Reproduce the listing below in full and without alteration, apart from its pictures.

☆ ☆ ☆ ☆ ☆ ☆ ☆

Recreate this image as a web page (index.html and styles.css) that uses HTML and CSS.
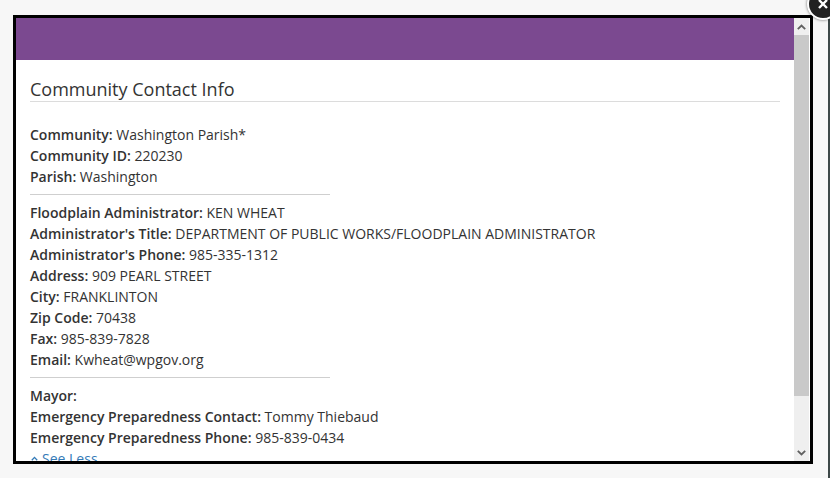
FILE: index.html
```html
<!DOCTYPE html>
<html lang="en">
<head>
<meta charset="utf-8">
<title>Community Contact Info</title>
<link rel="stylesheet" href="styles.css">
</head>
<body>
<div class="modal">
  <div class="pane">
    <div class="banner"></div>
    <div class="content">
      <h2 class="title">Community Contact Info</h2>
      <div class="group">
        <div class="row"><b>Community:</b> Washington Parish*</div>
        <div class="row"><b>Community ID:</b> 220230</div>
        <div class="row"><b>Parish:</b> Washington</div>
      </div>
      <hr class="sep">
      <div class="group">
        <div class="row"><b>Floodplain Administrator:</b> KEN WHEAT</div>
        <div class="row"><b>Administrator's Title:</b> DEPARTMENT OF PUBLIC WORKS/FLOODPLAIN ADMINISTRATOR</div>
        <div class="row"><b>Administrator's Phone:</b> 985-335-1312</div>
        <div class="row"><b>Address:</b> 909 PEARL STREET</div>
        <div class="row"><b>City:</b> FRANKLINTON</div>
        <div class="row"><b>Zip Code:</b> 70438</div>
        <div class="row"><b>Fax:</b> 985-839-7828</div>
        <div class="row"><b>Email:</b> Kwheat@wpgov.org</div>
      </div>
      <hr class="sep">
      <div class="group">
        <div class="row"><b>Mayor:</b></div>
        <div class="row"><b>Emergency Preparedness Contact:</b> Tommy Thiebaud</div>
        <div class="row"><b>Emergency Preparedness Phone:</b> 985-839-0434</div>
        <a class="row toggle" href="#"><svg class="chev" width="7" height="5" viewBox="0 0 7 5"><path d="M0.8 4.2 L3.5 1.4 L6.2 4.2" fill="none" stroke="#337ab7" stroke-width="1.3"/></svg>See Less</a>
      </div>
    </div>
  </div>
  <div class="scrollbar">
    <div class="sb-btn"><svg width="9" height="6" viewBox="0 0 9 6"><path d="M0.8 5.2 L4.5 1.5 L8.2 5.2" fill="none" stroke="#606060" stroke-width="1.8"/></svg></div>
    <div class="sb-track"><div class="sb-thumb"></div></div>
    <div class="sb-btn"><svg width="9" height="6" viewBox="0 0 9 6"><path d="M0.8 0.8 L4.5 4.5 L8.2 0.8" fill="none" stroke="#606060" stroke-width="1.8"/></svg></div>
  </div>
  <div class="close"><svg width="12" height="12" viewBox="0 0 12 12"><path d="M2 2 L10 10 M10 2 L2 10" stroke="#fff" stroke-width="2.4"/></svg></div>
</div>
</body>
</html>
```
FILE: styles.css
```css
html, body {
  margin: 0;
  padding: 0;
}
body {
  width: 830px;
  height: 478px;
  overflow: hidden;
  background: #f7f7f7 linear-gradient(to left, #3d4848 2px, transparent 2px) no-repeat 0 18px / 100% 460px;
  font-family: "Open Sans", "Liberation Sans", sans-serif;
  color: #333;
  box-sizing: border-box;
  padding: 15px 0 0 13px;
}
.modal {
  position: relative;
  width: 800px;
  height: 449px;
  box-sizing: border-box;
  border: 3px solid #000;
  background: #fff;
  display: flex;
}
.pane {
  flex: 1;
  overflow: hidden;
  display: flex;
  flex-direction: column;
}
.banner {
  height: 42px;
  flex: none;
  background: #7b4990;
}
.content {
  padding: 0 14px;
}
.title {
  margin: 17px 0 22px;
  font-size: 18px;
  line-height: 24px;
  font-weight: 400;
  color: #333;
  border-bottom: 1px solid #dcdcdc;
}
.row {
  display: block;
  font-size: 14px;
  line-height: 21px;
  white-space: nowrap;
}
.row b {
  font-weight: 600;
}
.sep {
  width: 300px;
  margin: 7px 0;
  border: 0;
  height: 1px;
  background: #cfcfcf;
  margin-left: 0;
}
.toggle {
  color: #337ab7;
  text-decoration: none;
  display: flex;
  align-items: center;
  gap: 4px;
  padding-left: 1px;
}
.chev {
  flex: none;
}
.scrollbar {
  width: 15px;
  margin-right: 1px;
  flex: none;
  display: flex;
  flex-direction: column;
  background: #efefef;
}
.sb-btn {
  height: 17px;
  flex: none;
  display: flex;
  align-items: center;
  justify-content: center;
}
.sb-track {
  flex: 1;
  display: flex;
  flex-direction: column;
}
.sb-thumb {
  height: 361px;
  background: #c9c9c9;
}
.close {
  position: absolute;
  right: -29px;
  top: -30px;
  width: 28px;
  height: 28px;
  border-radius: 50%;
  background: #222;
  border: 2px solid #fff;
  box-shadow: 0 0 3px rgba(0,0,0,0.6);
  display: flex;
  align-items: center;
  justify-content: center;
}
```
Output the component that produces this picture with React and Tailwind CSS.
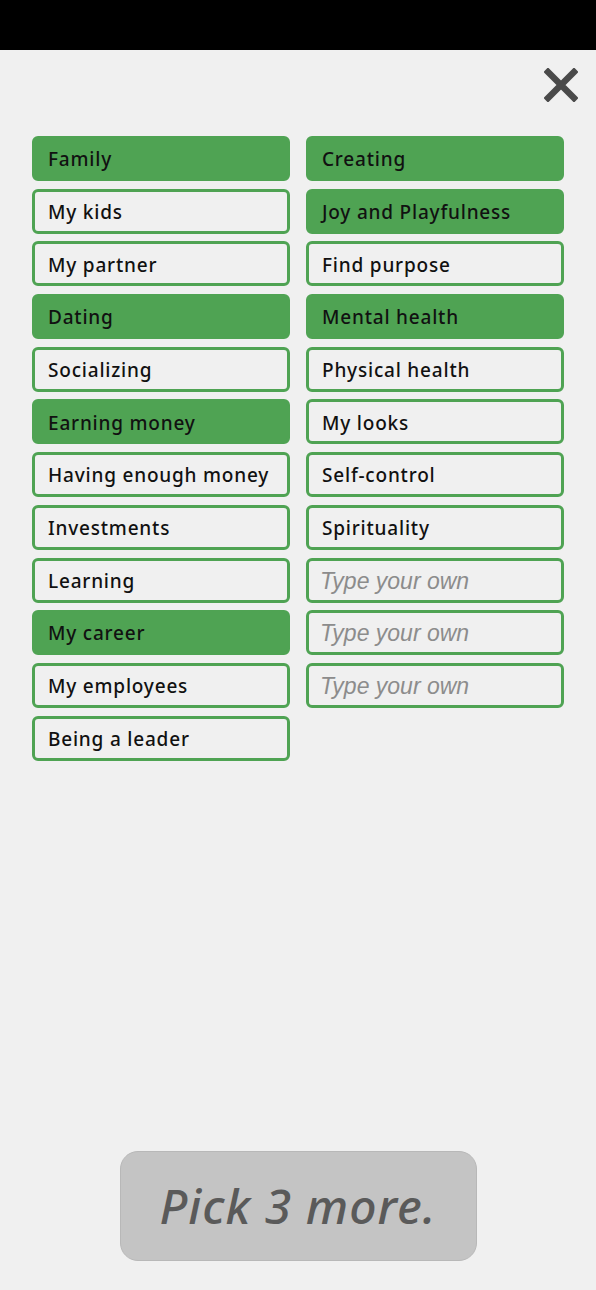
const left = [
  { label: "Family", on: true },
  { label: "My kids" },
  { label: "My partner" },
  { label: "Dating", on: true },
  { label: "Socializing" },
  { label: "Earning money", on: true },
  { label: "Having enough money" },
  { label: "Investments" },
  { label: "Learning" },
  { label: "My career", on: true },
  { label: "My employees" },
  { label: "Being a leader" },
];

const right = [
  { label: "Creating", on: true },
  { label: "Joy and Playfulness", on: true },
  { label: "Find purpose" },
  { label: "Mental health", on: true },
  { label: "Physical health" },
  { label: "My looks" },
  { label: "Self-control" },
  { label: "Spirituality" },
  { label: "Type your own", own: true },
  { label: "Type your own", own: true },
  { label: "Type your own", own: true },
];

function Chip({ label, on, own }) {
  if (own) {
    return (
      <div className="h-[45px] rounded-[6px] border-[3px] border-[#4fa353] flex items-center pl-[11px] pt-[2px]">
        <span className="text-[23px] italic text-[#8c8c8c] font-['Liberation_Sans',sans-serif]">
          {label}
        </span>
      </div>
    );
  }
  return (
    <div
      className={
        on
          ? "h-[45px] rounded-[6px] border-[3px] border-[#4fa353] bg-[#4fa353] flex items-center pl-[13px] pt-[2px]"
          : "h-[45px] rounded-[6px] border-[3px] border-[#4fa353] flex items-center pl-[13px] pt-[2px]"
      }
    >
      <span className="text-[19px] font-medium text-[#111] font-['Noto_Sans',sans-serif] tracking-[0.8px]">
        {label}
      </span>
    </div>
  );
}

export default function App() {
  return (
    <div className="w-[596px] h-[1290px] bg-[#f0f0f0] flex flex-col">
      <div className="h-[50px] bg-black shrink-0" />
      <div className="flex justify-end pr-[18px] pt-[18px]">
        <svg width="34" height="34" viewBox="0 0 34 34">
          <path d="M4 4 L30 30 M30 4 L4 30" stroke="#4a4a4a" strokeWidth="6.5" strokeLinecap="square" />
        </svg>
      </div>
      <div className="grid grid-cols-2 gap-x-[16px] px-[32px] mt-[34px]">
        <div className="flex flex-col gap-[7.7px]">
          {left.map((c, i) => (
            <Chip key={i} {...c} />
          ))}
        </div>
        <div className="flex flex-col gap-[7.7px]">
          {right.map((c, i) => (
            <Chip key={i} {...c} />
          ))}
        </div>
      </div>
      <div className="flex-1" />
      <div className="flex justify-center pb-[29px]">
        <div className="w-[357px] h-[110px] rounded-[18px] bg-[#c4c4c4] border border-[#b8b8b8] flex items-center justify-center">
          <span className="text-[48px] italic font-medium text-[#5a5a5a] font-['Noto_Sans',sans-serif] tracking-[1px]">
            Pick 3 more.
          </span>
        </div>
      </div>
    </div>
  );
}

☆ ☆ ☆ ☆ ☆ ☆ ☆

#### FINISHED EXERCISE:
Recreate this image as a web page (index.html and styles.css) that uses HTML and CSS.
FILE: index.html
```html
<!DOCTYPE html>
<html lang="en">
<head>
<meta charset="utf-8">
<title>Community Contact Info</title>
<link rel="stylesheet" href="styles.css">
</head>
<body>
<div class="modal">
  <div class="pane">
    <div class="banner"></div>
    <div class="content">
      <h2 class="title">Community Contact Info</h2>
      <div class="group">
        <div class="row"><b>Community:</b> Washington Parish*</div>
        <div class="row"><b>Community ID:</b> 220230</div>
        <div class="row"><b>Parish:</b> Washington</div>
      </div>
      <hr class="sep">
      <div class="group">
        <div class="row"><b>Floodplain Administrator:</b> KEN WHEAT</div>
        <div class="row"><b>Administrator's Title:</b> DEPARTMENT OF PUBLIC WORKS/FLOODPLAIN ADMINISTRATOR</div>
        <div class="row"><b>Administrator's Phone:</b> 985-335-1312</div>
        <div class="row"><b>Address:</b> 909 PEARL STREET</div>
        <div class="row"><b>City:</b> FRANKLINTON</div>
        <div class="row"><b>Zip Code:</b> 70438</div>
        <div class="row"><b>Fax:</b> 985-839-7828</div>
        <div class="row"><b>Email:</b> Kwheat@wpgov.org</div>
      </div>
      <hr class="sep">
      <div class="group">
        <div class="row"><b>Mayor:</b></div>
        <div class="row"><b>Emergency Preparedness Contact:</b> Tommy Thiebaud</div>
        <div class="row"><b>Emergency Preparedness Phone:</b> 985-839-0434</div>
        <a class="row toggle" href="#"><svg class="chev" width="7" height="5" viewBox="0 0 7 5"><path d="M0.8 4.2 L3.5 1.4 L6.2 4.2" fill="none" stroke="#337ab7" stroke-width="1.3"/></svg>See Less</a>
      </div>
    </div>
  </div>
  <div class="scrollbar">
    <div class="sb-btn"><svg width="9" height="6" viewBox="0 0 9 6"><path d="M0.8 5.2 L4.5 1.5 L8.2 5.2" fill="none" stroke="#606060" stroke-width="1.8"/></svg></div>
    <div class="sb-track"><div class="sb-thumb"></div></div>
    <div class="sb-btn"><svg width="9" height="6" viewBox="0 0 9 6"><path d="M0.8 0.8 L4.5 4.5 L8.2 0.8" fill="none" stroke="#606060" stroke-width="1.8"/></svg></div>
  </div>
  <div class="close"><svg width="12" height="12" viewBox="0 0 12 12"><path d="M2 2 L10 10 M10 2 L2 10" stroke="#fff" stroke-width="2.4"/></svg></div>
</div>
</body>
</html>
```
FILE: styles.css
```css
html, body {
  margin: 0;
  padding: 0;
}
body {
  width: 830px;
  height: 478px;
  overflow: hidden;
  background: #f7f7f7 linear-gradient(to left, #3d4848 2px, transparent 2px) no-repeat 0 18px / 100% 460px;
  font-family: "Open Sans", "Liberation Sans", sans-serif;
  color: #333;
  box-sizing: border-box;
  padding: 15px 0 0 13px;
}
.modal {
  position: relative;
  width: 800px;
  height: 449px;
  box-sizing: border-box;
  border: 3px solid #000;
  background: #fff;
  display: flex;
}
.pane {
  flex: 1;
  overflow: hidden;
  display: flex;
  flex-direction: column;
}
.banner {
  height: 42px;
  flex: none;
  background: #7b4990;
}
.content {
  padding: 0 14px;
}
.title {
  margin: 17px 0 22px;
  font-size: 18px;
  line-height: 24px;
  font-weight: 400;
  color: #333;
  border-bottom: 1px solid #dcdcdc;
}
.row {
  display: block;
  font-size: 14px;
  line-height: 21px;
  white-space: nowrap;
}
.row b {
  font-weight: 600;
}
.sep {
  width: 300px;
  margin: 7px 0;
  border: 0;
  height: 1px;
  background: #cfcfcf;
  margin-left: 0;
}
.toggle {
  color: #337ab7;
  text-decoration: none;
  display: flex;
  align-items: center;
  gap: 4px;
  padding-left: 1px;
}
.chev {
  flex: none;
}
.scrollbar {
  width: 15px;
  margin-right: 1px;
  flex: none;
  display: flex;
  flex-direction: column;
  background: #efefef;
}
.sb-btn {
  height: 17px;
  flex: none;
  display: flex;
  align-items: center;
  justify-content: center;
}
.sb-track {
  flex: 1;
  display: flex;
  flex-direction: column;
}
.sb-thumb {
  height: 361px;
  background: #c9c9c9;
}
.close {
  position: absolute;
  right: -29px;
  top: -30px;
  width: 28px;
  height: 28px;
  border-radius: 50%;
  background: #222;
  border: 2px solid #fff;
  box-shadow: 0 0 3px rgba(0,0,0,0.6);
  display: flex;
  align-items: center;
  justify-content: center;
}
```
Output the component that produces this picture with React and Tailwind CSS.
const left = [
  { label: "Family", on: true },
  { label: "My kids" },
  { label: "My partner" },
  { label: "Dating", on: true },
  { label: "Socializing" },
  { label: "Earning money", on: true },
  { label: "Having enough money" },
  { label: "Investments" },
  { label: "Learning" },
  { label: "My career", on: true },
  { label: "My employees" },
  { label: "Being a leader" },
];

const right = [
  { label: "Creating", on: true },
  { label: "Joy and Playfulness", on: true },
  { label: "Find purpose" },
  { label: "Mental health", on: true },
  { label: "Physical health" },
  { label: "My looks" },
  { label: "Self-control" },
  { label: "Spirituality" },
  { label: "Type your own", own: true },
  { label: "Type your own", own: true },
  { label: "Type your own", own: true },
];

function Chip({ label, on, own }) {
  if (own) {
    return (
      <div className="h-[45px] rounded-[6px] border-[3px] border-[#4fa353] flex items-center pl-[11px] pt-[2px]">
        <span className="text-[23px] italic text-[#8c8c8c] font-['Liberation_Sans',sans-serif]">
          {label}
        </span>
      </div>
    );
  }
  return (
    <div
      className={
        on
          ? "h-[45px] rounded-[6px] border-[3px] border-[#4fa353] bg-[#4fa353] flex items-center pl-[13px] pt-[2px]"
          : "h-[45px] rounded-[6px] border-[3px] border-[#4fa353] flex items-center pl-[13px] pt-[2px]"
      }
    >
      <span className="text-[19px] font-medium text-[#111] font-['Noto_Sans',sans-serif] tracking-[0.8px]">
        {label}
      </span>
    </div>
  );
}

export default function App() {
  return (
    <div className="w-[596px] h-[1290px] bg-[#f0f0f0] flex flex-col">
      <div className="h-[50px] bg-black shrink-0" />
      <div className="flex justify-end pr-[18px] pt-[18px]">
        <svg width="34" height="34" viewBox="0 0 34 34">
          <path d="M4 4 L30 30 M30 4 L4 30" stroke="#4a4a4a" strokeWidth="6.5" strokeLinecap="square" />
        </svg>
      </div>
      <div className="grid grid-cols-2 gap-x-[16px] px-[32px] mt-[34px]">
        <div className="flex flex-col gap-[7.7px]">
          {left.map((c, i) => (
            <Chip key={i} {...c} />
          ))}
        </div>
        <div className="flex flex-col gap-[7.7px]">
          {right.map((c, i) => (
            <Chip key={i} {...c} />
          ))}
        </div>
      </div>
      <div className="flex-1" />
      <div className="flex justify-center pb-[29px]">
        <div className="w-[357px] h-[110px] rounded-[18px] bg-[#c4c4c4] border border-[#b8b8b8] flex items-center justify-center">
          <span className="text-[48px] italic font-medium text-[#5a5a5a] font-['Noto_Sans',sans-serif] tracking-[1px]">
            Pick 3 more.
          </span>
        </div>
      </div>
    </div>
  );
}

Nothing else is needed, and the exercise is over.